It’s Not All About the Giving

Around this time of year, it’s a common thing to hear someone say, “It’s better to give than to receive.” It’s a mentality meant to encourage generosity as opposed to selfishness, and it suggests that we should be very modest when receiving gifts, and be very joyful in giving them.

I’d like to think it should actually be the other way around.

I think we should take more pleasure in receiving than in giving. I’m not saying it should be “me, me, me”, thinking only of what’s in it for you, but I don’t think there should be so much more emphasis on the act of giving. We should be modest when we give, and joyful when we receive.

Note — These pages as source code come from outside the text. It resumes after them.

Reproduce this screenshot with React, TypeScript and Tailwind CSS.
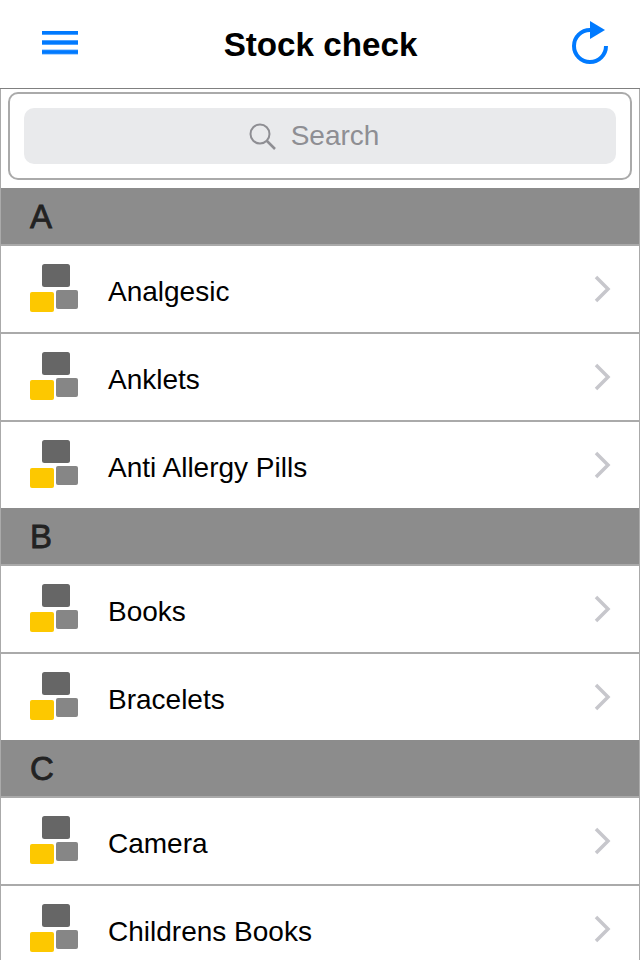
import React from "react";

const sections = [
  { letter: "A", items: ["Analgesic", "Anklets", "Anti Allergy Pills"] },
  { letter: "B", items: ["Books", "Bracelets"] },
  { letter: "C", items: ["Camera", "Childrens Books"] },
];

function CategoryIcon() {
  return (
    <svg width="50" height="50" viewBox="0 0 50 50" className="shrink-0">
      <rect x="12" y="0" width="28" height="23" rx="2.5" fill="#666666" />
      <rect x="0" y="28" width="24" height="20" rx="2" fill="#fdc800" />
      <rect x="26" y="26" width="22" height="19" rx="2" fill="#868686" />
    </svg>
  );
}

function Row({ name }: { name: string }) {
  return (
    <div className="flex h-[88px] items-center border-b-2 border-[#aaaaaa] pl-[29px] pr-[27px] last:h-[86px] last:border-b-0">
      <CategoryIcon />
      <span className="ml-[28px] flex-1 pt-[6px] text-[28px] text-black">{name}</span>
      <svg width="18" height="28" viewBox="0 0 18 28">
        <path d="M2 2l12 12L2 26" fill="none" stroke="#c7c7cc" strokeWidth="3.5" />
      </svg>
    </div>
  );
}

export default function App() {
  return (
    <div className="h-[960px] w-[640px] overflow-hidden bg-white font-['Liberation_Sans',sans-serif]">
      <header className="grid h-[89px] grid-cols-[1fr_auto_1fr] items-center border-b border-[#808080] pl-[42px] pr-[30px]">
        <svg width="36" height="24" viewBox="0 0 36 24" className="mb-[2px]">
          <path d="M0 1.5h36M0 11.5h36M0 21h36" stroke="#66afff" strokeWidth="5" />
          <path d="M0 1.5h36M0 11.5h36M0 21h36" stroke="#007aff" strokeWidth="3.5" />
        </svg>
        <h1 className="ml-[-11px] pt-[2px] text-[33.2px] font-bold text-black">Stock check</h1>
        <svg width="40" height="46" viewBox="0 0 40 46" className="mb-[2px] justify-self-end">
          <path d="M20 10A16 16 0 1 0 36 26" fill="none" stroke="#007aff" strokeWidth="4" />
          <path d="M20 1l15 9-15 9z" fill="#007aff" />
        </svg>
      </header>
      <div className="border-x border-[#aaaaaa]">
        <div className="px-[7px] pb-2 pt-[3px]">
          <div className="rounded-[10px] border-2 border-[#aaaaaa] p-[14px]">
            <div className="flex h-14 items-center justify-center gap-[15px] rounded-[10px] bg-[#e9eaec] pr-[12px] text-[#8e8e93]">
              <svg width="27" height="27" viewBox="0 0 27 27">
                <circle cx="11" cy="11" r="9.5" fill="none" stroke="currentColor" strokeWidth="2" />
                <path d="M18 18l8 8" stroke="currentColor" strokeWidth="2.5" />
              </svg>
              <span className="text-[28px]">Search</span>
            </div>
          </div>
        </div>
        {sections.map((section) => (
          <section key={section.letter}>
            <div className="flex h-[58px] items-center border-b-2 border-[#aaaaaa] bg-[#8c8c8c] pl-[29px] pt-[2px] text-[33px] text-[#222222] [-webkit-text-stroke:0.8px_#222222]">
              {section.letter}
            </div>
            {section.items.map((item) => (
              <Row key={item} name={item} />
            ))}
          </section>
        ))}
      </div>
    </div>
  );
}
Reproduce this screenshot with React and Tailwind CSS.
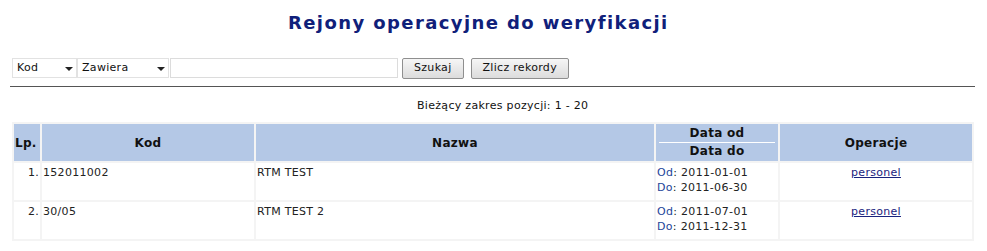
import React from "react";

const ROWS = [
    { lp: 1, kod: "152011002", nazwa: "RTM TEST", od: "2011-01-01", do: "2011-06-30" },
    { lp: 2, kod: "30/05", nazwa: "RTM TEST 2", od: "2011-07-01", do: "2011-12-31" },
];

function FakeSelect({ label, width }) {
    return (
        <div className={`flex items-center justify-between h-[20px] border border-[#e2e2e2] bg-white pl-[4px] pr-[3px] ${width}`}>
            <span>{label}</span>
            <svg width="8" height="5" viewBox="0 0 8 5" className="mt-[2px]">
                <path d="M0 0 L8 0 L4 4 Z" fill="#222" />
            </svg>
        </div>
    );
}

function App() {
    return (
        <div className="w-[987px] h-[251px] bg-white text-[11px] text-[#111] tracking-[0.3px] overflow-hidden" style={{ fontFamily: "'DejaVu Sans', Verdana, sans-serif" }}>
            <h1 className="pt-[11px] pl-[288px] text-[18px] font-bold text-[#10207a] leading-[24px] tracking-[1.4px]">
                Rejony operacyjne do weryfikacji
            </h1>

            {/* Search bar */}
            <div className="flex items-center mt-[22px] pl-[12px] h-[22px]">
                <FakeSelect label="Kod" width="w-[65px]" />
                <FakeSelect label="Zawiera" width="w-[92px]" />
                <div className="w-[228px] h-[20px] ml-[1px] border border-[#dcdcdc] bg-white" />
                <button className="ml-[4px] h-[21px] px-[11px] rounded-[2px] border border-[#8f8f8f] bg-gradient-to-b from-[#f6f6f6] to-[#dcdcdc] text-[11px] tracking-[0.3px]">
                    Szukaj
                </button>
                <button className="ml-[7px] h-[21px] px-[11px] rounded-[2px] border border-[#8f8f8f] bg-gradient-to-b from-[#f6f6f6] to-[#dcdcdc] text-[11px] tracking-[0.3px]">
                    Zlicz rekordy
                </button>
            </div>

            <div className="mx-[10px] w-[965px] mt-[7px] border-t border-[#555]" />

            <p className="mt-[12px] pl-[417px] leading-[14px]">Bieżący zakres pozycji: 1 - 20</p>

            <table className="ml-[12px] mt-[9px] w-[962px] border-separate border-spacing-[2px] bg-[#f4f4f4]">
                <thead>
                    <tr className="bg-[#b4c8e6] font-bold text-[12px]">
                        <th className="w-[26px] h-[37px] px-[1px] text-left">Lp.</th>
                        <th className="w-[212px]">Kod</th>
                        <th className="w-[398px]">Nazwa</th>
                        <th className="w-[122px] p-0">
                            <div className="mx-[3px] pb-[1px] leading-[15px] border-b border-white">Data od</div>
                            <div className="pt-[1px] leading-[15px]">Data do</div>
                        </th>
                        <th>Operacje</th>
                    </tr>
                </thead>
                <tbody>
                    {ROWS.map((r) => (
                        <tr key={r.lp} className="bg-white align-top leading-[15px] text-[#222]">
                            <td className="h-[37px] pt-[2px] pr-[1px] text-right">{r.lp}.</td>
                            <td className="pt-[2px] pl-[1px]">{r.kod}</td>
                            <td className="pt-[2px] pl-[1px]">{r.nazwa}</td>
                            <td className="pt-[2px] pl-[1px]">
                                <div><span className="text-[#23459a]">Od</span>: {r.od}</div>
                                <div><span className="text-[#23459a]">Do</span>: {r.do}</div>
                            </td>
                            <td className="pt-[2px] text-center">
                                <a href="#" className="text-[#1a237e] underline">personel</a>
                            </td>
                        </tr>
                    ))}
                </tbody>
            </table>
        </div>
    );
}

export default App;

The thing is, I don’t give gifts to people because I actually enjoy buying things and giving them away. I give gifts to people because I love the smiles on their faces, or the happiness they’re going to get from it down the road, or the knowledge that, by giving them a gift I know they’ll like, I’m expressing my love and care for them.

I give gifts because I’m hoping that the person I’m giving to is going to love receiving it.

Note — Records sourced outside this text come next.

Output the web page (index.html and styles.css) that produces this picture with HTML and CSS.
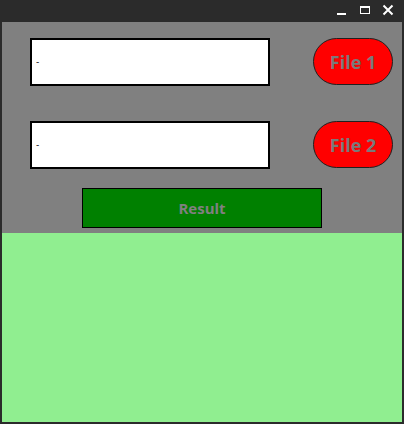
FILE: index.html
```html
<!DOCTYPE html>
<html>
<head>
<meta charset="utf-8">
<link rel="stylesheet" href="styles.css">
</head>
<body>
<div class="window">
  <div class="titlebar">
    <svg class="ctl" width="12" height="12" viewBox="0 0 12 12"><rect x="1" y="9" width="9" height="2" fill="#fff"/></svg>
    <svg class="ctl" width="12" height="12" viewBox="0 0 12 12"><rect x="1.5" y="2.5" width="9" height="7" fill="none" stroke="#fff" stroke-width="1"/><rect x="1" y="2" width="10" height="2" fill="#fff"/></svg>
    <svg class="ctl" width="12" height="12" viewBox="0 0 12 12"><path d="M1.5 1.5 L10.5 10.5 M10.5 1.5 L1.5 10.5" stroke="#fff" stroke-width="2"/></svg>
  </div>
  <div class="body">
    <div class="panel">
      <div class="row">
        <div class="field"><span class="caret">-</span></div>
        <button class="file">File 1</button>
      </div>
      <div class="row row2">
        <div class="field"><span class="caret">-</span></div>
        <button class="file">File 2</button>
      </div>
      <button class="result">Result</button>
    </div>
    <div class="output"></div>
  </div>
</div>
</body>
</html>
```

FILE: styles.css
```css
* { box-sizing: border-box; }
html, body { margin: 0; padding: 0; }
body {
  width: 404px;
  height: 424px;
  background: #2b2b2b;
  font-family: "DejaVu Sans", "Open Sans", sans-serif;
  overflow: hidden;
}
.window {
  width: 404px;
  height: 424px;
  display: flex;
  flex-direction: column;
}
.titlebar {
  height: 22px;
  display: flex;
  justify-content: flex-end;
  align-items: center;
  gap: 11px;
  padding-right: 10px;
  padding-bottom: 2px;
}
.ctl { display: block; }
.body {
  flex: 1;
  margin: 0 2px 2px 2px;
  display: flex;
  flex-direction: column;
}
.panel {
  height: 211px;
  background: #808080;
  padding: 16px 0 0 28px;
  display: flex;
  flex-direction: column;
}
.row {
  display: flex;
  align-items: flex-start;
  gap: 43px;
}
.row2 { margin-top: 35px; }
.field {
  width: 240px;
  height: 48px;
  background: #fff;
  border: 2px solid #000;
  display: flex;
  align-items: center;
  padding-left: 4px;
}
.caret {
  font-family: "DejaVu Sans", sans-serif;
  font-size: 9px;
  line-height: 1;
  color: #000;
}
.file {
  width: 80px;
  height: 47px;
  border-radius: 24px;
  background: #ff0000;
  border: 1px solid #202020;
  color: #7a7a7a;
  font-family: "Open Sans", "DejaVu Sans", sans-serif;
  font-weight: 700;
  font-size: 18px;
  padding: 0;
  margin: 0;
}
.result {
  margin: 19px 0 0 52px;
  width: 240px;
  height: 40px;
  background: #008000;
  border: 1px solid #000;
  color: #808080;
  font-family: "Open Sans", "DejaVu Sans", sans-serif;
  font-weight: 700;
  font-size: 15px;
  padding: 0;
}
.output {
  flex: 1;
  background: #90ee90;
}
```
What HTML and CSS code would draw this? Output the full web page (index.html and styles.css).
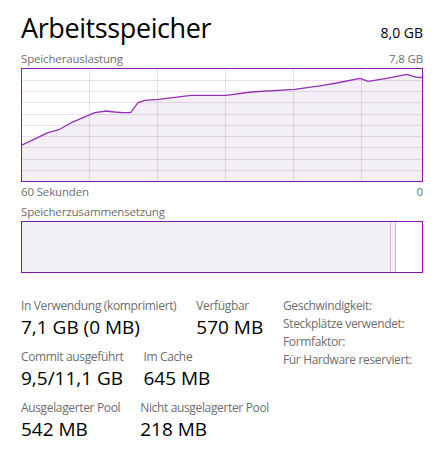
FILE: index.html
```html
<!DOCTYPE html>
<html lang="de">
<head>
<meta charset="utf-8">
<title>Arbeitsspeicher</title>
<link rel="stylesheet" href="styles.css">
</head>
<body>
<div class="page">
  <div class="header">
    <div class="title">Arbeitsspeicher</div>
    <div class="total">8,0 GB</div>
  </div>
  <div class="caption-row">
    <span>Speicherauslastung</span>
    <span>7,8 GB</span>
  </div>
  <div class="graph">
    <svg class="graph-svg" width="400" height="112" viewBox="22 69 400 112" preserveAspectRatio="none">
      <polygon class="area" points="21,145.5 48,132.7 59.7,129.3 71.3,122.7 94.7,112.7 106.3,111 114.7,112 123,112.7 130.7,112.7 138,102.7 144.7,100.3 158,99.3 191.3,95.3 226,95.3 251.3,92 294.7,89.3 323,85.3 336.7,83 360,78.3 368.3,81.3 386.7,78.3 406.7,74.3 416.7,77.3 423,77.3 423,182 21,182"/>
      <g class="grid">
        <line x1="89.5" y1="69" x2="89.5" y2="181"/>
        <line x1="157.5" y1="69" x2="157.5" y2="181"/>
        <line x1="225.5" y1="69" x2="225.5" y2="181"/>
        <line x1="293.5" y1="69" x2="293.5" y2="181"/>
        <line x1="361.5" y1="69" x2="361.5" y2="181"/>
        <line x1="22" y1="80.5" x2="422" y2="80.5"/>
        <line x1="22" y1="91.5" x2="422" y2="91.5"/>
        <line x1="22" y1="102.5" x2="422" y2="102.5"/>
        <line x1="22" y1="114.5" x2="422" y2="114.5"/>
        <line x1="22" y1="125.5" x2="422" y2="125.5"/>
        <line x1="22" y1="136.5" x2="422" y2="136.5"/>
        <line x1="22" y1="147.5" x2="422" y2="147.5"/>
        <line x1="22" y1="159.5" x2="422" y2="159.5"/>
        <line x1="22" y1="170.5" x2="422" y2="170.5"/>
      </g>
      <polyline class="curve" points="21,145.5 48,132.7 59.7,129.3 71.3,122.7 94.7,112.7 106.3,111 114.7,112 123,112.7 130.7,112.7 138,102.7 144.7,100.3 158,99.3 191.3,95.3 226,95.3 251.3,92 294.7,89.3 323,85.3 336.7,83 360,78.3 368.3,81.3 386.7,78.3 406.7,74.3 416.7,77.3 423,77.3"/>
    </svg>
  </div>
  <div class="axis-row">
    <span>60 Sekunden</span>
    <span>0</span>
  </div>
  <div class="caption">Speicherzusammensetzung</div>
  <div class="composition">
    <div class="seg-used"></div>
    <div class="seg-standby"></div>
    <div class="seg-free"></div>
  </div>
  <div class="stats">
    <div class="stats-left">
      <div class="stat-row">
        <div class="stat"><div class="label">In Verwendung (komprimiert)</div><div class="value">7,1 GB (0 MB)</div></div>
        <div class="stat"><div class="label">Verfügbar</div><div class="value">570 MB</div></div>
      </div>
      <div class="stat-row">
        <div class="stat"><div class="label">Commit ausgeführt</div><div class="value">9,5/11,1 GB</div></div>
        <div class="stat"><div class="label">Im Cache</div><div class="value">645 MB</div></div>
      </div>
      <div class="stat-row">
        <div class="stat"><div class="label">Ausgelagerter Pool</div><div class="value">542 MB</div></div>
        <div class="stat"><div class="label">Nicht ausgelagerter Pool</div><div class="value">218 MB</div></div>
      </div>
    </div>
    <div class="stats-right">
      <div class="prop">Geschwindigkeit:</div>
      <div class="prop">Steckplätze verwendet:</div>
      <div class="prop">Formfaktor:</div>
      <div class="prop">Für Hardware reserviert:</div>
    </div>
  </div>
</div>
</body>
</html>
```
FILE: styles.css
```css
html, body {
  margin: 0;
  padding: 0;
  background: #ffffff;
}
body {
  font-family: "Open Sans", "Noto Sans", "DejaVu Sans", sans-serif;
  color: #000;
  width: 435px;
  height: 449px;
  overflow: hidden;
}
.page {
  padding: 0 12px 0 21px;
}
.header {
  display: flex;
  justify-content: space-between;
  align-items: baseline;
  padding-top: 10px;
  height: 38px;
}
.title {
  font-size: 27px;
  line-height: 36px;
  letter-spacing: -0.4px;
}
.total {
  font-size: 14px;
  line-height: 20px;
}
.caption-row, .axis-row, .caption {
  font-size: 11.5px;
  line-height: 16px;
  letter-spacing: -0.15px;
  color: #6e6e6e;
}
.caption-row, .axis-row {
  display: flex;
  justify-content: space-between;
}
.caption-row {
  height: 20px;
  padding-top: 3px;
  box-sizing: border-box;
}
.graph {
  width: 400px;
  height: 112px;
  border: 1px solid #8b12ae;
}
.graph-svg {
  display: block;
}
.area {
  fill: #f2f0f4;
}
.grid line {
  stroke: rgba(139, 18, 174, 0.14);
  stroke-width: 1;
}
.curve {
  fill: none;
  stroke: #9530b5;
  stroke-width: 1.3;
  stroke-linejoin: round;
}
.axis-row {
  height: 21px;
  padding-top: 2px;
  box-sizing: border-box;
}
.caption {
  height: 18px;
  padding-top: 1px;
  box-sizing: border-box;
}
.composition {
  display: flex;
  width: 400px;
  height: 50px;
  border: 1px solid #8b12ae;
}
.seg-used {
  width: 368px;
  background: #f2f0f4;
}
.seg-standby {
  width: 4px;
  background: #f6eef8;
  border-left: 1px solid #d7b5e2;
  border-right: 1px solid #d7b5e2;
}
.seg-free {
  flex: 1;
  background: #ffffff;
}
.stats {
  display: grid;
  grid-template-columns: 262px auto;
  padding-top: 24px;
}
.stats-left {
  display: flex;
  flex-direction: column;
}
.stat-row {
  display: flex;
  gap: 20px;
  height: 51px;
}
.label {
  font-size: 12px;
  line-height: 17px;
  letter-spacing: -0.35px;
  color: #6e6e6e;
  white-space: nowrap;
}
.value {
  font-size: 19px;
  line-height: 26px;
  white-space: nowrap;
}
.prop {
  font-size: 12px;
  line-height: 18px;
  letter-spacing: -0.35px;
  color: #6e6e6e;
  white-space: nowrap;
}
```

So that being said, shouldn’t we all take more pleasure in receiving the gift than giving it? Shouldn’t we be filled with eager anticipation, as we wonder what our friends and family have given us? Shouldn’t we show them just how much we love receiving gifts, because we know it will make them happy?

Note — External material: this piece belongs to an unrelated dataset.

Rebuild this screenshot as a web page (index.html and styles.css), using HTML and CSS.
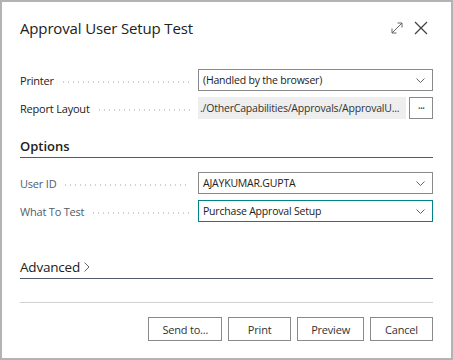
FILE: index.html
```html
<!DOCTYPE html>
<html lang="en">
<head>
  <meta charset="UTF-8">
  <title>Approval User Setup Test</title>
  <link rel="stylesheet" href="styles.css">
</head>
<body>
  <main class="dialog">
    <header class="dialog-head">
      <h1>Approval User Setup Test</h1>
      <div class="head-icons">
        <svg class="icon-expand" width="12" height="12" viewBox="0 0 12 12">
          <path d="M1 11 L11 1 M6.5 1 H11 V5.5 M1 6.5 V11 H5.5" fill="none" stroke="#666" stroke-width="1"/>
        </svg>
        <svg class="icon-close" width="14" height="14" viewBox="0 0 14 14">
          <path d="M1 1 L13 13 M13 1 L1 13" fill="none" stroke="#444" stroke-width="1.3"/>
        </svg>
      </div>
    </header>

    <section class="group first">
      <div class="row">
        <label class="lbl dark"><span>Printer</span></label>
        <div class="field select">
          <span>(Handled by the browser)</span>
          <svg class="chev" width="9" height="5" viewBox="0 0 9 5"><path d="M0.5 0.5 L4.5 4.5 L8.5 0.5" fill="none" stroke="#666" stroke-width="1"/></svg>
        </div>
      </div>
      <div class="row">
        <label class="lbl dark"><span>Report Layout</span></label>
        <div class="field-wrap">
          <div class="field readonly"><span>./OtherCapabilities/Approvals/ApprovalU...</span></div>
          <button type="button" class="more">&middot;&middot;&middot;</button>
        </div>
      </div>
    </section>

    <h2 class="section-title">Options</h2>
    <section class="group">
      <div class="row">
        <label class="lbl"><span>User ID</span></label>
        <div class="field select">
          <span>AJAYKUMAR.GUPTA</span>
          <svg class="chev" width="9" height="5" viewBox="0 0 9 5"><path d="M0.5 0.5 L4.5 4.5 L8.5 0.5" fill="none" stroke="#666" stroke-width="1"/></svg>
        </div>
      </div>
      <div class="row">
        <label class="lbl"><span>What To Test</span></label>
        <div class="field select focus">
          <span>Purchase Approval Setup</span>
          <svg class="chev" width="9" height="5" viewBox="0 0 9 5"><path d="M0.5 0.5 L4.5 4.5 L8.5 0.5" fill="none" stroke="#666" stroke-width="1"/></svg>
        </div>
      </div>
    </section>

    <h2 class="section-title advanced">Advanced
      <svg width="6" height="10" viewBox="0 0 6 10"><path d="M0.5 0.5 L5 5 L0.5 9.5" fill="none" stroke="#666" stroke-width="1"/></svg>
    </h2>

    <footer class="actions">
      <button type="button" class="btn">Send to...</button>
      <button type="button" class="btn">Print</button>
      <button type="button" class="btn">Preview</button>
      <button type="button" class="btn">Cancel</button>
    </footer>
  </main>
</body>
</html>
```

FILE: styles.css
```css
*{
  margin: 0;
  padding: 0;
  box-sizing: border-box;
}
body{
  background-color: #b3b3b3;
  font-family: 'Open Sans', 'Noto Sans', sans-serif;
  color: #212121;
  overflow: hidden;
}
.dialog{
  margin: 2px 2px 0 2px;
  height: 356px;
  background-color: white;
  padding: 0 18px;
  display: flex;
  flex-direction: column;
}
.dialog-head{
  display: flex;
  justify-content: space-between;
  align-items: center;
  height: 50px;
  padding-top: 2px;
}
.dialog-head h1{
  font-size: 15px;
  font-weight: 400;
  letter-spacing: -0.15px;
}
.head-icons{
  display: flex;
  align-items: center;
  gap: 11px;
  margin-right: 5px;
}
.group{
  display: flex;
  flex-direction: column;
  gap: 6px;
}
.group.first{
  margin-top: 17px;
}
.row{
  display: flex;
  align-items: center;
  height: 22px;
}
.lbl{
  width: 178px;
  flex-shrink: 0;
  font-size: 11px;
  letter-spacing: -0.2px;
  color: #505c6d;
  display: flex;
  align-items: center;
  overflow: hidden;
}
.lbl.dark{
  color: #212121;
}
.lbl span{
  white-space: nowrap;
}
.lbl::after{
  content: '';
  flex: 1;
  height: 2px;
  margin: 3px 8px 0 7px;
  background-image: radial-gradient(circle, #cfcfcf 0.8px, transparent 1px);
  background-size: 5px 2px;
}
.field{
  flex: 1;
  min-width: 0;
  height: 22px;
  border: 1px solid #8a8a8a;
  font-size: 10.5px;
  letter-spacing: -0.2px;
  display: flex;
  align-items: center;
  justify-content: space-between;
  padding: 0 7px 0 4px;
  white-space: nowrap;
  overflow: hidden;
}
.field.focus{
  border-color: #008489;
}
.field-wrap{
  flex: 1;
  min-width: 0;
  display: flex;
  gap: 3px;
  height: 22px;
}
.field.readonly{
  border: none;
  background-color: #eeeeee;
  padding-left: 2px;
  color: #333;
}
.more{
  width: 24px;
  flex-shrink: 0;
  height: 22px;
  border: 1px solid #8a8a8a;
  background-color: white;
  font-size: 12px;
  color: #444;
  font-family: inherit;
  letter-spacing: -1px;
}
.section-title{
  font-size: 13px;
  font-weight: 600;
  color: #212121;
  border-bottom: 1px solid #505c6d;
  height: 24px;
  margin-top: 15px;
  margin-bottom: 14px;
  display: flex;
  align-items: center;
}
.section-title.advanced{
  font-size: 13.5px;
  font-weight: 500;
  letter-spacing: -0.2px;
  margin-top: 33px;
  margin-bottom: 0;
  gap: 4px;
}
.actions{
  margin-top: 23px;
  border-top: 1px solid #d0d0d0;
  padding-top: 14px;
  display: flex;
  justify-content: flex-end;
  gap: 6px;
}
.btn{
  height: 24px;
  min-width: 63px;
  padding: 0 13px;
  border: 1px solid #8a8a8a;
  background-color: white;
  font-family: inherit;
  font-size: 11px;
  letter-spacing: -0.2px;
  color: #333;
}
```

I’m no parent, but I’m willing to bet that parents don’t enjoy going to stores to buy presents for their children. I’m willing to bet that what they actually enjoy is having their kids run down the stairs on Christmas morning, ripping apart the paper with wild abandon, their faces lighting up with joy as they admire their new toys. I don’t think a parent would want to scold their child, telling them they should be more excited about giving to other people, because it makes that parent so happy to see their child’s joy.

I agree that it’s important to give to others, especially those in need. It’s important to think of people other than ourselves. It’s important to have limits and not constantly want more, more, more. But the first step to giving is receiving.

I take joy in giving the perfect gift because I know first-hand how truly warming it is to receive the care and love that someone else has given you. I know what it’s like to be a kid, dying to open my gifts and see what I’ve been given. And I can see it, that look of satisfaction and pleasure, on the giver’s face when I tell them how much I love my gift.

So this year, be a kid again. Get excited about the gifts you’re going to receive and don’t worry about being selfish. Because the gift of gratitude and appreciation is an important one–it’s the very reason we give in the first place.

What do you hope to receive?

May you embrace the joy of gifts and never forget the importance of gratitude.